Category Archives: New Creation

On Bended Knee


While discussing heavenly and new creation worship, as describe in Revelation, a friend bought the following quote to my attention:

“Here’s what I think is really sad. When I looked up internet search engines for pictures of Christian worship, 99% of the pictures were of people with their hands raised above them. But when I looked up general pictures of worship from other religions there was a surplus of people bowing down on a mat with their heads on the ground while giving homage to a fake god.” Jacqueline Hadley (2010).

My thoughts were as follows…

While preparing to reflect on the statement by Hadley (as outlined above), I decided to conduct a similar search. Using Google as as the search engine and with the two delimiters of “Christian” and “Worship” my search also produced many images of uplifted hands, but it also depicted people in a posture of prayer as well as the display of the Eucharist (among many other illustrative representations). A similar search for “World Religions Worship” did not produce a ‘surplus of people bowing down’ until I narrowed the search string to “Muslim Worship”; only then did my PC screen fill with photos of worshippers “with their heads on the ground.”

Regardless, I guess what Hadley is striking at, albeit in a manner that is designed to be inflammatory and invoke debate, is that the archetypal picture of the Western Christian has become the backlit torso with arms upheld in a gesture of praise and adoration to an unseen God (who is presumably out of shot wink). Why aren’t Christians regularly depicted in the submissive stance of bowing low to the ground? I wonder whether the rugged individualism that has been weaved into the fabric of our being as a result of the modernist revolt against the communal subservience of the medieval era has left us with an inherent unwillingness to ‘bow the knee’ to the incumbent monarch.

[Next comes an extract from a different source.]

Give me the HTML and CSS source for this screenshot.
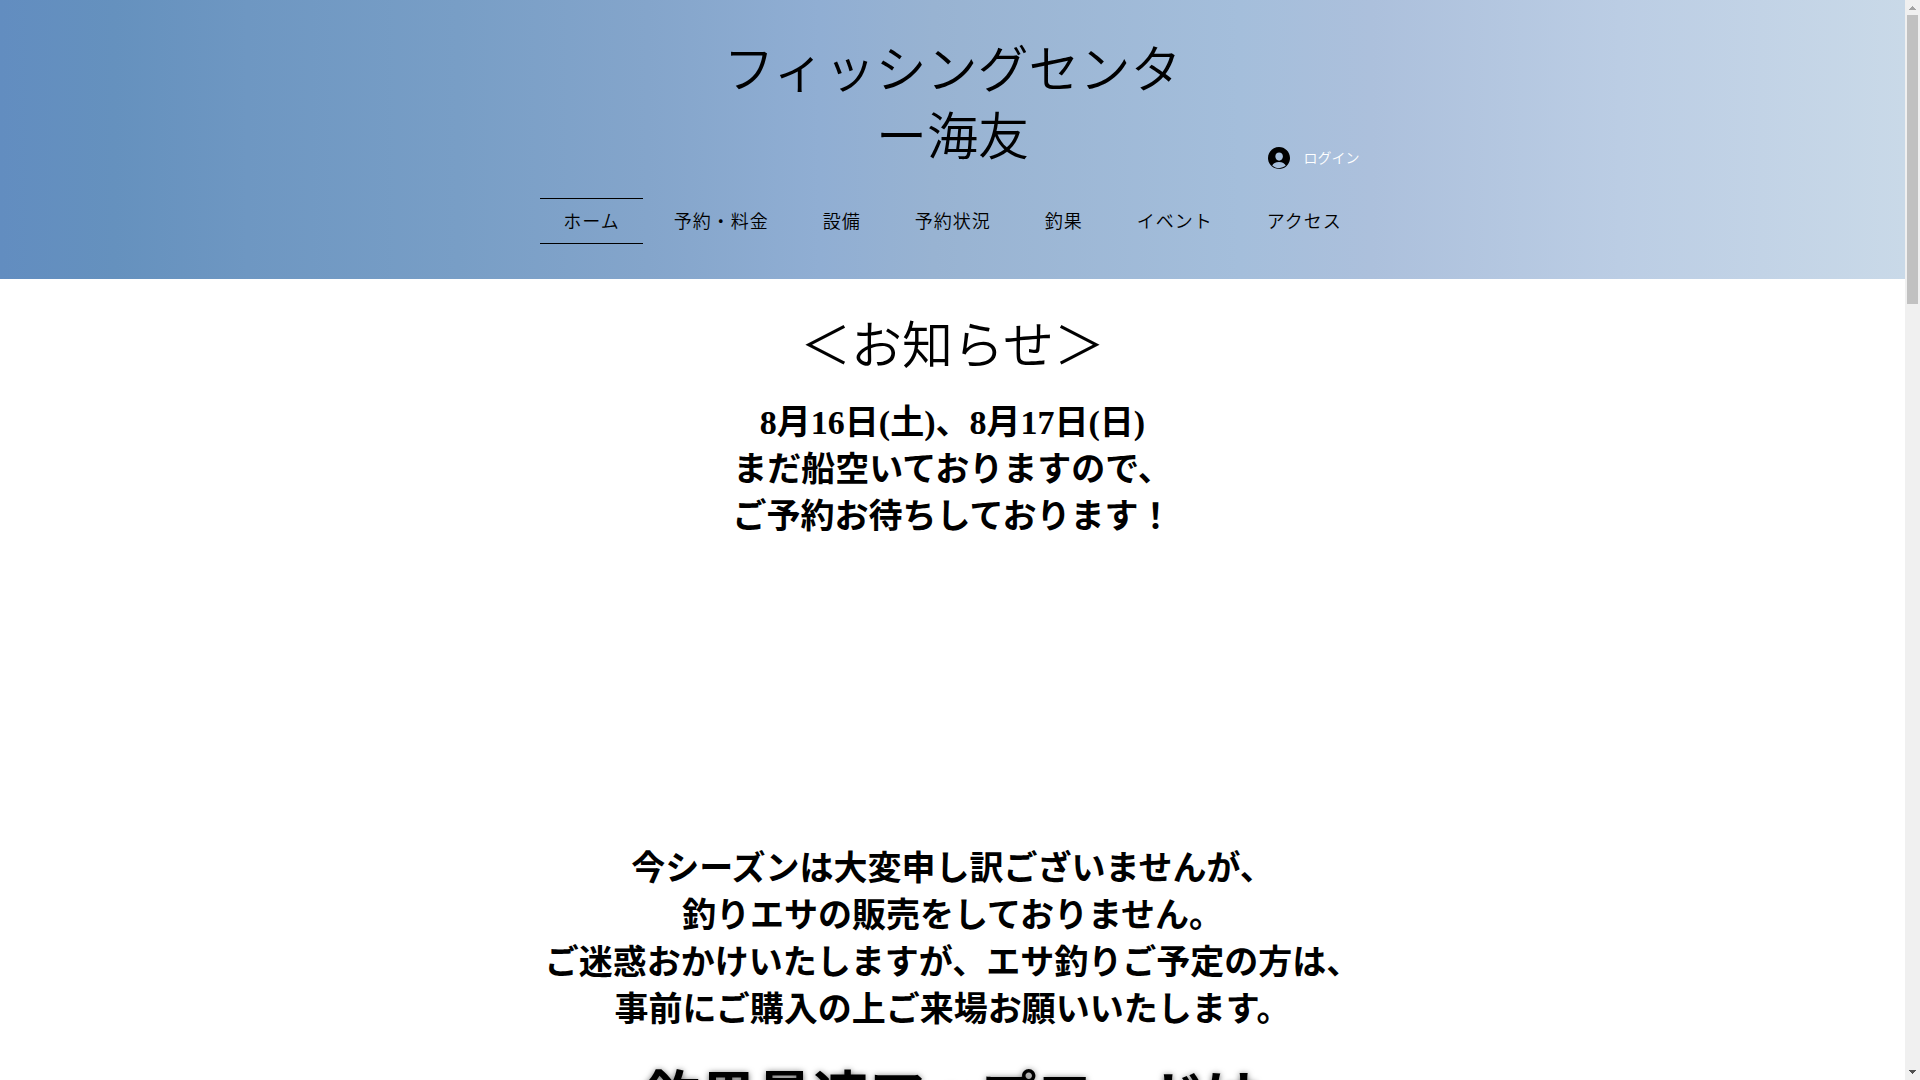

Furthermore, as Webber (2004) highlights “The Enlightenment [modernism] taught that only that which could be proven could be believed. We evangelicals have been greatly influenced by the modern demand for proof” (p. 150). Has this requirement of proof left our western sensibilities requiring hard evidence before we bend our erect self-righteousness to anything or anyone who is unseen, not to mention unneeded and unwanted. God have mercy! We have lost our awareness for God’s true weightiness in being.

What strikes me about the passages in Revelation is the central knowingness of God’s vast person. In Revelation God is simply accepted as “I am” because He is! In writing about God’s ontic weight John Jefferson Davis (2010) highlights that “this notion of the weightiness of God as the truly, densely, intensely and profoundly ‘real’ is an expression of what has been traditionally in Christian theology called the aseity of God” (p. 50). The aseity of God, literally taken to mean “being from himself” (Cross et al, 2005, p. 115), is fully expressed and revealed throughout John’s Revelation. Praise God that we have a written record of John’s ‘reality dream’ because it reminds us of our temporal being and how all of creation is ultimately, like it or not, subservient to the one who was before all that is. I forget this to my own peril. I pray that I am found with bent knees of submission, upraised hands of adoration and a contrite spirit of repentance.

References:
Cross, F. L., & Livingstone, E. A. (2005). The Oxford dictionary of the Christian Church (3rd ed. rev.). Oxford; New York: Oxford University Press.

Davis, J. J. (2010). Worship and the reality of God: An evangelical theology of real presence. Downers Grove, IL: IVP Academic.

Webber, R. E. (2004). Ancient-future time: Forming spirituality through the christian year. Grand Rapids, MI: Baker Books.